#### Source data:
------------

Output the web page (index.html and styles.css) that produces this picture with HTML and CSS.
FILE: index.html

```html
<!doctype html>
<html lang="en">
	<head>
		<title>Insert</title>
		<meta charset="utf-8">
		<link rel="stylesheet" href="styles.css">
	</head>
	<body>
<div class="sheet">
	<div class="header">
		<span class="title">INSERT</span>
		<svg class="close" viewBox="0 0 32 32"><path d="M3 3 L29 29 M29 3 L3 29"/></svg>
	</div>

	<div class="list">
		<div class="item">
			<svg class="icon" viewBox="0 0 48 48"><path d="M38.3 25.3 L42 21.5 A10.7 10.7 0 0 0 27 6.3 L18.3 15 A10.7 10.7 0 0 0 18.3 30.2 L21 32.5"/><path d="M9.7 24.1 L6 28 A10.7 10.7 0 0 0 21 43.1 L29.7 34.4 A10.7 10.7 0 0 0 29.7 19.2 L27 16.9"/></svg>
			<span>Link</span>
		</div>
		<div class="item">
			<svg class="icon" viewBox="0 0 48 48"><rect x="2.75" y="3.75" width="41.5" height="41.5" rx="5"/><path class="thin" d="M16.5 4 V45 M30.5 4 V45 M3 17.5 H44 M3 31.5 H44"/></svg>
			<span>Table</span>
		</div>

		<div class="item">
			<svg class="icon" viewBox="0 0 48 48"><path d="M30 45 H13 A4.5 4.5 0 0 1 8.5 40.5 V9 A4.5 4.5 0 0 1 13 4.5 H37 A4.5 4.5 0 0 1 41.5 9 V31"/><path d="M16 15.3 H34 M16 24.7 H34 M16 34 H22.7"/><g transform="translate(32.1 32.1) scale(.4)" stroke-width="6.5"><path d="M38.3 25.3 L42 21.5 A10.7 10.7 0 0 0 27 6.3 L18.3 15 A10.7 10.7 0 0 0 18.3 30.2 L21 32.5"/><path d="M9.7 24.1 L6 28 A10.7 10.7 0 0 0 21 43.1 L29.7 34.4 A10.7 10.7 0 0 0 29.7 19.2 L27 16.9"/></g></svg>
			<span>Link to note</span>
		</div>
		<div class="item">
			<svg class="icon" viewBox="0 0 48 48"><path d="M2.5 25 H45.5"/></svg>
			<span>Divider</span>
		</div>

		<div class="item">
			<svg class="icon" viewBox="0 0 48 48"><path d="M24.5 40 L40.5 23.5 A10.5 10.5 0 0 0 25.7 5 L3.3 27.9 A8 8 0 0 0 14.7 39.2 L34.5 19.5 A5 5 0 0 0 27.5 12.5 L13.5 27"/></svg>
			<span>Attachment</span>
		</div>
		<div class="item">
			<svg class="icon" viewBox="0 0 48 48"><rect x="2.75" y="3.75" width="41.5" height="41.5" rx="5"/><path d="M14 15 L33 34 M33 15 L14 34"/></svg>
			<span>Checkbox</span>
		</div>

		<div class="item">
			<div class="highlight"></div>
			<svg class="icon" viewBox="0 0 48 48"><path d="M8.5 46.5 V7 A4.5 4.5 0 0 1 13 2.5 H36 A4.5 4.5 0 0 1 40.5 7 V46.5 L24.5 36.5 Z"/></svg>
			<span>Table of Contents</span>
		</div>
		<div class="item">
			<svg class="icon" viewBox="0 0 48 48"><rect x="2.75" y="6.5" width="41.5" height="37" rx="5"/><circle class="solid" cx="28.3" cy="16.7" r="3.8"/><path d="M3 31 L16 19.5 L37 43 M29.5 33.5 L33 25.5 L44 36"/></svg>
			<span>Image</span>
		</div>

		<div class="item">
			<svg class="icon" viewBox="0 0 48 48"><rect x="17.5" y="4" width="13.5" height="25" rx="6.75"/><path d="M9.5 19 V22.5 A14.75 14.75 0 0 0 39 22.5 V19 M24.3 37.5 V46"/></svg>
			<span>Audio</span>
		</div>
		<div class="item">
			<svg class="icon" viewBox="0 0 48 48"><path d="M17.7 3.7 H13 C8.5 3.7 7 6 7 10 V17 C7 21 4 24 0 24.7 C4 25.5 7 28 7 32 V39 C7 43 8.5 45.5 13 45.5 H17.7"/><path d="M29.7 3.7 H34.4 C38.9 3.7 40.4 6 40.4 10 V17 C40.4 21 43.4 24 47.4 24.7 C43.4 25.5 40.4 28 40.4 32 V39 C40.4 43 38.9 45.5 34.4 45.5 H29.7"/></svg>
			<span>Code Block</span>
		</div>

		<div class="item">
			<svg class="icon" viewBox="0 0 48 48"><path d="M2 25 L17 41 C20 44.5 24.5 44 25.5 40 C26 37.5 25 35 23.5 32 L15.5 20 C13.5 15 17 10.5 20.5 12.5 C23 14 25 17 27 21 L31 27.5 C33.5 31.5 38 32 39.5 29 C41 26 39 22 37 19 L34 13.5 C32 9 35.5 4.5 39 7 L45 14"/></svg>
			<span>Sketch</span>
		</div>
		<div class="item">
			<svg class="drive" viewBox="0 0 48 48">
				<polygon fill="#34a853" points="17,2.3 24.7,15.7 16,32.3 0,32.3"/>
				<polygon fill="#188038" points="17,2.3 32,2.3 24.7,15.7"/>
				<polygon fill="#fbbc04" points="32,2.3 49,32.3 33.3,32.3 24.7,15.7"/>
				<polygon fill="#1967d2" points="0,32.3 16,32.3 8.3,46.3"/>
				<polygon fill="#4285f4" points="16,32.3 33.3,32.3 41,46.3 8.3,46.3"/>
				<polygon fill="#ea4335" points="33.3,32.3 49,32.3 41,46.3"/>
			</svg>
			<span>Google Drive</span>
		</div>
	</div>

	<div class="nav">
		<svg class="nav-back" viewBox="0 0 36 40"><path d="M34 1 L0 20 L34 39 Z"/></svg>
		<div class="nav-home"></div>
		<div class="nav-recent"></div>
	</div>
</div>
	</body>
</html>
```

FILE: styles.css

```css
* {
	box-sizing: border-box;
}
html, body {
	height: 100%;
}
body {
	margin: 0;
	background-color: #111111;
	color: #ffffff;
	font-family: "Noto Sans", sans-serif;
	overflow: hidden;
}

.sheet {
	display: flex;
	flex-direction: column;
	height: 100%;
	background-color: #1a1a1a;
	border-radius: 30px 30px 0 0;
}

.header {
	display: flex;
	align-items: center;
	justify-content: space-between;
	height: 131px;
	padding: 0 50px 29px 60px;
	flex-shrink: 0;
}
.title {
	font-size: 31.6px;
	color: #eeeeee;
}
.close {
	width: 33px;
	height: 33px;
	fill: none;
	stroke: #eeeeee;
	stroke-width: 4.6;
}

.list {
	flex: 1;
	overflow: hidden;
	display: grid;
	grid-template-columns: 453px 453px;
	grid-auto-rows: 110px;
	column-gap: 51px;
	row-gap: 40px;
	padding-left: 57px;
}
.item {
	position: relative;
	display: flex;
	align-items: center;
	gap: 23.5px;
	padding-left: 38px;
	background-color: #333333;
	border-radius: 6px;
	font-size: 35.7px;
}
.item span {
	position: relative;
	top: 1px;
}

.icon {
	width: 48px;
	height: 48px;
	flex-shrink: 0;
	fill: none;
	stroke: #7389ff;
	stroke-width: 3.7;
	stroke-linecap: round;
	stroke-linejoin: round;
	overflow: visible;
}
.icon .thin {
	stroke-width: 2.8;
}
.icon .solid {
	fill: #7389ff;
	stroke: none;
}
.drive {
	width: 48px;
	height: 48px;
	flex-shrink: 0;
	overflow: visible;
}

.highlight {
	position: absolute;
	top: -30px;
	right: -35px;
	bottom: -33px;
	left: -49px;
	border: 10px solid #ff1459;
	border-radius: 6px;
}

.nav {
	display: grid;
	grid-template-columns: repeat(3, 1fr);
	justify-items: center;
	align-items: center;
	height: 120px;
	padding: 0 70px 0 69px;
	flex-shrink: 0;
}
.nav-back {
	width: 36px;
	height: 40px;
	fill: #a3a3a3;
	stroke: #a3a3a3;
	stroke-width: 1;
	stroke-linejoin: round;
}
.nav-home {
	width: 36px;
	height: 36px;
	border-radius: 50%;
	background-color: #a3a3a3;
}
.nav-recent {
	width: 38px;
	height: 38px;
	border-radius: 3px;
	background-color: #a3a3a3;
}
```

------------

Each line from the top of the material above through the line with "FILE: index.html" must be echoed exactly, and no other line.

#### Task response:
Output the web page (index.html and styles.css) that produces this picture with HTML and CSS.
FILE: index.html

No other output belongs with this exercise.